THE OKLAHOMA SUPREME COURT RULED THAT OIL AND GAS COMPANIES CAN BE SUED WHEN A WORKER IS KILLED OR INJURED ON THE JOB
Oklahoma’s highest court struck down a state workers’ compensation law that exempted oil and gas well operators and owners from lawsuits, including one filed by a worker who was fatally burned in 2014 at an Oklahoma County oil well site.
The family of a trucker filed a lawsuit after he was dispatched to the oil well site in Crescent, Oklahoma, to pick up waste water and was severely burned, dying three days later. Among other things, the lawsuit sought damages and alleged that the company negligently operated the well and failed to warn of dangerous conditions at the site. But attorneys for the well operator argued that a workers’ compensation law adopted by the Oklahoma Legislature in 2013 granted the oil well’s operator immunity from the lawsuit. The position was that all employers in the state could be sued except oil and gas operators.
The Supreme Court agreed with a district court judge who ruled the statute is an unconstitutional special law designed to treat the oil and gas industry differently than other industries, stating “no valid reason exists for the special treatment of the oil and gas industry” under Oklahoma’s workers’ compensation system. The lawsuit was sent back to the district court for additional arguments.
INSURERS LOSE APPEAL IN RENOS CASE
Underwriters appealed against a USD 15mm loss after the destruction by fire of freighter ship Renos, six years ago. Following a fire on board Renos, the owner contended that they were entitled to be indemnified on a constructive total loss (CTL) basis, backed by an independent surveyor who indicated that the vessel could be a CTL. However two surveyors appointed by the insurers considered that the damage to the vessel fell short of the level of damage required for a CTL.
The classification society issued their report on the repairs they considered necessary. Varying quotations from shipyards had been received, some based on the owners’ repair specifications suggesting the strong possibility that the vessel was a CTL, others based on the insurers’ surveyors’ specifications suggesting the vessel was not a CTL. Unable to resolve the impasse, the owners gave Notice of Abandonment (NOA).
The insurers agreed that the owners were entitled to be indemnified, but only on a partial loss basis. They argued that the NOA had been given too late to claim a CTL.
Section 62(3) of the Marine Insurance Act 1906 provides that a NOA “must be given with reasonable diligence after the receipt of reliable information of the loss, but where the information is of a doubtful character, the Assured is entitled to a reasonable time to make inquiry”.

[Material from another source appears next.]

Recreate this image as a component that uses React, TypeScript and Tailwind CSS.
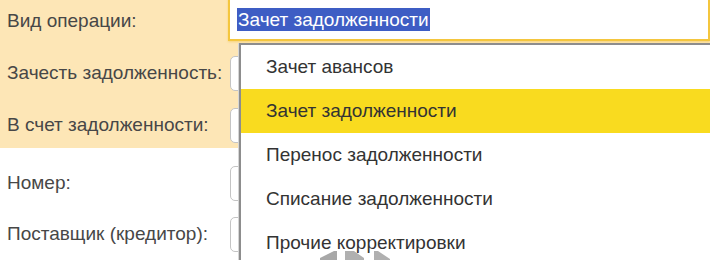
const items = [
  'Зачет авансов',
  'Зачет задолженности',
  'Перенос задолженности',
  'Списание задолженности',
  'Прочие корректировки',
];

function Stub() {
  return <div className="ml-[2px] h-[35px] flex-1 rounded-[5px] border border-[#c4c4c4] bg-white" />;
}

function Row({ label, className, children }: { label: string; className: string; children?: React.ReactNode }) {
  return (
    <div className={`flex items-center ${className}`}>
      <div className="w-[228px] shrink-0 pl-[7px] whitespace-nowrap">{label}</div>
      {children ?? <Stub />}
    </div>
  );
}

export default function App() {
  return (
    <div
      className="relative h-[260px] w-[710px] overflow-hidden bg-white text-[19px] text-[#474747]"
      style={{ fontFamily: '"Liberation Sans", Arial, sans-serif' }}
    >
      <div className="flex h-[148px] flex-col bg-[#fde6b6]">
        <Row label="Вид операции:" className="h-[42px]">
          <div className="-mt-[3px] flex h-[43px] flex-1 items-center border-2 border-[#f4c63e] bg-white pl-[7px] shadow-[0_1px_2px_#f7d47a]">
            <span className="bg-[#3e5dc4] px-[1px] leading-[23px] text-white">Зачет задолженности</span>
          </div>
        </Row>
        <Row label="Зачесть задолженность:" className="mt-[9px] h-[44px]" />
        <Row label="В счет задолженности:" className="mt-[8px] h-[44px]" />
      </div>
      <div className="flex flex-col">
        <Row label="Номер:" className="mt-[13px] h-[44px]" />
        <Row label="Поставщик (кредитор):" className="mt-[7px] h-[44px]" />
      </div>

      <div className="absolute left-[239px] right-0 top-[43px] h-[240px] border-l-2 border-t-2 border-[#8d8d8d] bg-white shadow-[-1px_0_0_#d6d6d6]">
        {items.map((it, i) => (
          <div
            key={it}
            className={`flex h-[44px] items-center pl-[25px] text-[#333] ${i === 1 ? 'bg-[#f9db1f]' : ''}`}
          >
            {it}
          </div>
        ))}
      </div>

      <svg className="absolute left-[318px] top-[250px]" width="76" height="10" viewBox="0 0 76 10">
        <polygon points="2,8 16,1 19,1 19,10 2,10" fill="#a8a8a8" />
        <polygon points="27,1 36,1 46,8 46,10 27,10" fill="#b0b0b0" />
        <polygon points="56,1 60,1 72,9 72,10 56,10" fill="#b0b0b0" />
      </svg>
    </div>
  );
}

The High Court held that the NOA had been given in time, saying it was not realistic to take one source in isolation; the presence of conflicting information from other sources threw the reliability of any one source into question (in other words the conflicting reports made it impossible for the Assured to definitely know the vessel was a CTL).
Insurers appealed and the Appeal Court found in favour of the Assured.
RULING ON DEFINITION OF “TOW” UNDER MARINE INSURANCE POLICIES OVERTURNED BY US COURT OF APPEALS
In our October 2017 newsletter we reported on a US District Court case involving a tug boat leading a towing operation which through its ‘dominant mind’ was held responsible for the safe navigation of an entire flotilla, having the duty to exercise such reasonable care and skill as navigators would exercise under similar circumstances.
The tug in question was the lead tug in a four-vessel flotilla (three tugs and a barge) when one of tugs collided with the bridge and sank. The court applied the ‘dominant mind’ doctrine, which provides that, where damages arise from a casualty involving a tow or an entire flotilla, only the vessel controlling the operation is liable. The court found that the defendant tug, as the lead tug, owed a responsibility to the entire flotilla - which included a duty to the sunken tug.
Based on this duty, the court determined it was the insurance policy covering the defendant tug that was liable to the damaged vessel. The case has now been appealed by the tug’s hull policy (which included collision liability) insurers, and a US Appeals court has reversed the prior ruling holding that an ‘assisting’ tug was part of the lead tug’s ‘tow’ according to the tort principle known as the ‘dominant mind’ doctrine.
The Appeal Court looked at the plain meaning of ‘tow’ and determined that the common understanding of ‘tow’ is “some ship or boat that is being provided extra motive power from another ship or boat by being pushed or pulled.” Importantly, the ‘tow’ may have its own power but can only be designated as the ‘tow’ if a ship or boat “receives auxiliary motive power from the tug or towing vessel.”
Based upon this definition of ‘tow’, the Appeal Court concluded that the sunken vessel (the assisting tug) could not be characterized as the ‘tow’ of the lead vessel because there was no indication that the lead vessel provided the assisting tug with any motive power or that she was pushing or pulling her in any way.